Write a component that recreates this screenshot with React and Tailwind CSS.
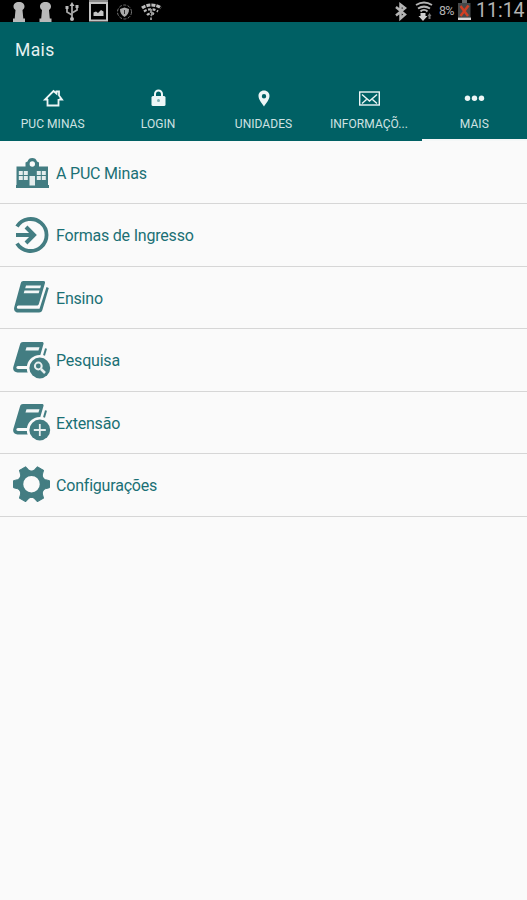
import clsx from 'clsx'

function StatusBar() {
  return (
    <div className="flex h-[22px] items-center justify-between overflow-hidden bg-black">
      <svg width="170" height="22" viewBox="0 0 170 22" fill="none" aria-hidden="true">
        {/* pawns */}
        <path fill="#b9b9b9" d="M19 2c3.500 0 5.500 2 5.500 4.500 0 1.500-.7 2.700-2 3.500l.8 8.500h1.700V22H13v-3.500h1.700l.8-8.500c-1.300-.8-2-2-2-3.500C13.500 4 15.500 2 19 2Z" />
        <path fill="#b9b9b9" d="M45.500 2c3.500 0 5.500 2 5.500 4.500 0 1.500-.7 2.700-2 3.500l.8 8.500h1.700V22h-12v-3.500h1.700L42 10c-1.300-.8-2-2-2-3.500C40 4 42 2 45.500 2Z" />
        {/* usb */}
        <path stroke="#a8a8a8" strokeWidth="1.800" d="M72 4v14M72 15l-5-3V8M72 13l5-3V7" />
        <path fill="#b9b9b9" d="m72 2 2.500 4h-5ZM75.500 5h3v3h-3ZM65.500 6h3v3h-3Z" />
        <circle cx="72" cy="19" r="2" fill="#b9b9b9" />
        {/* gallery */}
        <path fill="#8b8b8b" d="M89 0h19v3H89Z" />
        <rect x="90" y="3" width="17" height="17.500" stroke="#c4c4c4" strokeWidth="2" />
        <path fill="#c4c4c4" d="M93.500 16v-3.500l2.500-1 2 1.500 3-3 2.500 1.500V16Z" />
        {/* shield */}
        <circle cx="124.500" cy="12" r="7" stroke="#777" strokeDasharray="3 1.500" />
        <path fill="#aaa" d="M124.500 7.500 129 9c0 4-1.500 6-4.500 8-3-2-4.500-4-4.500-8Z" />
        <path stroke="#333" d="M124.500 10v4" />
        {/* wifi with question mark */}
        <path stroke="#bcbcbc" strokeWidth="3" strokeDasharray="4 1" d="M142 8c5-4 14-4 19 0" />
        <path stroke="#bcbcbc" strokeWidth="2.200" strokeDasharray="3 1.500" d="M144 11.500c4-3 10-3 14 0M147 15c2-2 5-2 8-.5" />
        <path stroke="#999" strokeWidth="1.800" d="M151 9v4M153 12l-2 4M151 17.500v2.500" />
      </svg>
      <div className="flex h-full items-center text-[#b4b4b4]">
        <svg width="49" height="22" viewBox="0 0 49 22" fill="none" aria-hidden="true">
          {/* bluetooth */}
          <path stroke="#b4b4b4" strokeWidth="2.500" d="m6 7 9 7.500-4.500 4V4.500l4.500 3.500-9 7.500" />
          {/* wifi */}
          <path stroke="#b4b4b4" strokeWidth="2" d="M26 5c5-3 11-3 16 0M28 8.500c4-2.500 8-2.500 12 0M30.500 11.500c2-2 5-2 7 0" />
          <path fill="#d0d0d0" d="M30.500 13h5v3h2l-4.500 5-4.500-5h2Z" />
          <path fill="#777" d="m39.500 13 2 3h-1v3h-2v-3h-1Z" />
        </svg>
        <span className="w-[18px] text-[12.500px] leading-none tracking-[-0.8px]">8%</span>
        <svg width="16" height="22" viewBox="0 0 16 22" fill="none" aria-hidden="true">
          <path fill="#66696a" d="M5 0h5v3H5Z" />
          <rect x="1" y="3" width="12.500" height="14.500" fill="#45494a" />
          <path fill="#d5d5d5" d="M1 17.500h13V20H1Z" />
          <path stroke="#cf3f24" strokeWidth="2.500" d="m3.500 6 7.500 10M11.500 5.500l-8 10.500" />
        </svg>
        <span className="w-[54px] pl-[3px] text-[19.500px] leading-none tracking-[0px]">11:14</span>
      </div>
    </div>
  )
}

const tabs = [
  {
    label: 'PUC MINAS',
    icon: (
      <path
        fill="none"
        stroke="currentColor"
        strokeWidth="1.800"
        d="M6 12.500H3L11.500 4l3 2.500V4.500h2.500v4l3 4h-3M5.500 12v6.500h11V12"
      />
    ),
  },
  {
    label: 'LOGIN',
    icon: (
      <>
        <path fill="none" stroke="currentColor" strokeWidth="2" d="M8 10V7a3.500 3.500 0 0 1 7 0v3" />
        <rect x="4.500" y="9" width="14" height="10" rx="1.500" fill="currentColor" />
        <circle cx="11.500" cy="13.500" r="1.500" fill="#7faeb1" />
      </>
    ),
  },
  {
    label: 'UNIDADES',
    icon: (
      <path
        fill="currentColor"
        fillRule="evenodd"
        d="M11 3.500c3.300 0 5.500 2.400 5.500 5.500 0 3.500-3.500 7.500-5.500 10.500C9 16.500 5.500 12.500 5.500 9c0-3.100 2.200-5.500 5.500-5.500Zm0 3.500a2.200 2.200 0 1 0 0 4.400A2.200 2.200 0 0 0 11 7Z"
      />
    ),
  },
  {
    label: 'INFORMAÇÕ...',
    icon: (
      <g fill="none" stroke="currentColor" strokeWidth="1.400">
        <rect x="1.700" y="5" width="19.600" height="13" />
        <path d="m4 7.500 7.500 6.500 7.500-6.500M4 16.500l4.500-4M19 16.500l-4.500-4" />
      </g>
    ),
  },
  {
    label: 'MAIS',
    active: true,
    icon: (
      <g fill="currentColor">
        <circle cx="4.500" cy="11.200" r="2.700" />
        <circle cx="11.500" cy="11.200" r="2.700" />
        <circle cx="18.500" cy="11.200" r="2.700" />
      </g>
    ),
  },
]

function Tab({ label, icon, active }) {
  return (
    <div
      className={clsx(
        'flex flex-1 flex-col items-center border-b-2 pt-2',
        active ? 'border-[#f4f7f7]' : 'border-transparent'
      )}
    >
      <svg width="22" height="22" viewBox="0 0 22 22" className="text-[#edf6f6]" aria-hidden="true">
        {icon}
      </svg>
      <span className="mt-2 whitespace-nowrap text-[12px] leading-[14px] tracking-[0.05px] text-[#cfe2e2]">
        {label}
      </span>
    </div>
  )
}

// Book with its lower right corner cut away for a round badge
function BadgeBook({ children }) {
  return (
    <>
      <path
        fill="currentColor"
        d="M10 1h19c1.300 0 1.800.9 1.500 2l-5.800 20c-.4 1.500-1 2-2.500 2H5c-2 0-2.300 3 0 3h17v3.500H4.500C1.500 31.500-.5 29 .3 26L7 3.500C7.500 1.700 8.500 1 10 1Z"
      />
      <path fill="#f3f7f7" d="M13.500 6.300h13l-1 3.200h-13Z" />
      <path fill="none" stroke="currentColor" strokeWidth="2" d="m33 7.500-2 7" />
      <circle cx="26.800" cy="27" r="13" fill="#fafafa" />
      <circle cx="26.800" cy="27" r="10.400" fill="currentColor" />
      {children}
    </>
  )
}

const items = [
  {
    label: 'A PUC Minas',
    icon: (
      <>
        <path
          fill="currentColor"
          d="M3.500 13.500h9V9.500l2-1a5 5 0 0 1 9.500 0l2 1v4h9v18.500h1v3H3v-3h.5Z"
        />
        <circle cx="19.300" cy="11" r="2.700" fill="#fafafa" />
        <path
          fill="#e4eded"
          d="M5.800 18h4v4h-4ZM10.800 18h4v4h-4ZM5.800 23h4v4h-4ZM10.800 23h4v4h-4ZM23.800 18h4v4h-4ZM28.800 18h4v4h-4ZM23.800 23h4v4h-4ZM28.800 23h4v4h-4ZM16.500 23h5.500v9.500h-5.500Z"
        />
      </>
    ),
  },
  {
    label: 'Formas de Ingresso',
    icon: (
      <g fill="none" stroke="currentColor">
        <path strokeWidth="3.800" d="M4 10.500a16 16 0 1 1 0 17" />
        <path strokeWidth="4" d="M3 19h17M13 11l8 8-8 8" />
      </g>
    ),
  },
  {
    label: 'Ensino',
    icon: (
      <>
        <path
          fill="currentColor"
          d="M10.500 3h20c1.300 0 1.800.9 1.500 2l-6 20.500c-.4 1.500-1 2-2.500 2H5.500c-2 0-2.300 3.300 0 3.300h21L33.500 9l2.300 1-6.300 21.500c-.6 2.200-1.500 3-3.500 3H5c-3 0-4.500-2.500-3.700-5.500L7.700 5.500C8.200 3.700 9 3 10.500 3Z"
        />
        <path fill="#f3f7f7" d="M13 7.500h15l-.8 2.800H12.200ZM11.500 12.500h15l-.8 2.800H10.700Z" />
      </>
    ),
  },
  {
    label: 'Pesquisa',
    icon: (
      <BadgeBook>
        <g fill="none" stroke="#e8f0f0" strokeWidth="2">
          <circle cx="25.300" cy="25" r="3.400" />
          <path strokeWidth="2.500" d="m28 28 4 4" />
        </g>
      </BadgeBook>
    ),
  },
  {
    label: 'Extensão',
    icon: (
      <BadgeBook>
        <path fill="none" stroke="#e8f0f0" strokeWidth="1.800" d="M26.800 21v12M20.800 27h12" />
      </BadgeBook>
    ),
  },
  {
    label: 'Configurações',
    icon: (
      <g transform="translate(18.500 18.200)">
        {[0, 60, 120, 180, 240, 300].map((angle) => (
          <path
            key={angle}
            fill="currentColor"
            stroke="currentColor"
            strokeLinejoin="round"
            d="M10-6.500 14-4.500 18-3.500v7l-4 1-4 2Z"
            transform={`rotate(${angle})`}
          />
        ))}
        <circle r="11" fill="none" stroke="currentColor" strokeWidth="5.500" />
      </g>
    ),
  },
]

function MenuItem({ label, icon }) {
  return (
    <li className="flex h-[62.500px] items-center gap-[5px] border-b border-[#d6d6d6] pl-[13px]">
      <svg width="38" height="38" viewBox="0 0 38 38" className="shrink-0 text-[#437d82]" aria-hidden="true">
        {icon}
      </svg>
      <span className="pt-[3px] text-[16px] leading-5 tracking-[-0.2px] text-[#1b7075]">{label}</span>
    </li>
  )
}

export default function App() {
  return (
    <div className="flex h-[900px] w-[527px] flex-col bg-[#fafafa] font-[Roboto,sans-serif]">
      <StatusBar />
      <header className="flex h-[119px] flex-col bg-[#006064]">
        <h1 className="flex h-[57px] items-center pl-[15px] text-[17.500px] tracking-[0.4px] text-[#e6f1f1]">Mais</h1>
        <nav className="flex flex-1">
          {tabs.map((tab) => (
            <Tab key={tab.label} {...tab} />
          ))}
        </nav>
      </header>
      <ul className="pt-[0.600px]">
        {items.map((item) => (
          <MenuItem key={item.label} {...item} />
        ))}
      </ul>
    </div>
  )
}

Required task —
Repeat only the lines from the beginning of the material through the line containing "import clsx from 'clsx'", both ends kept, leaving pictures out.

Final answer —
Write a component that recreates this screenshot with React and Tailwind CSS.
import clsx from 'clsx'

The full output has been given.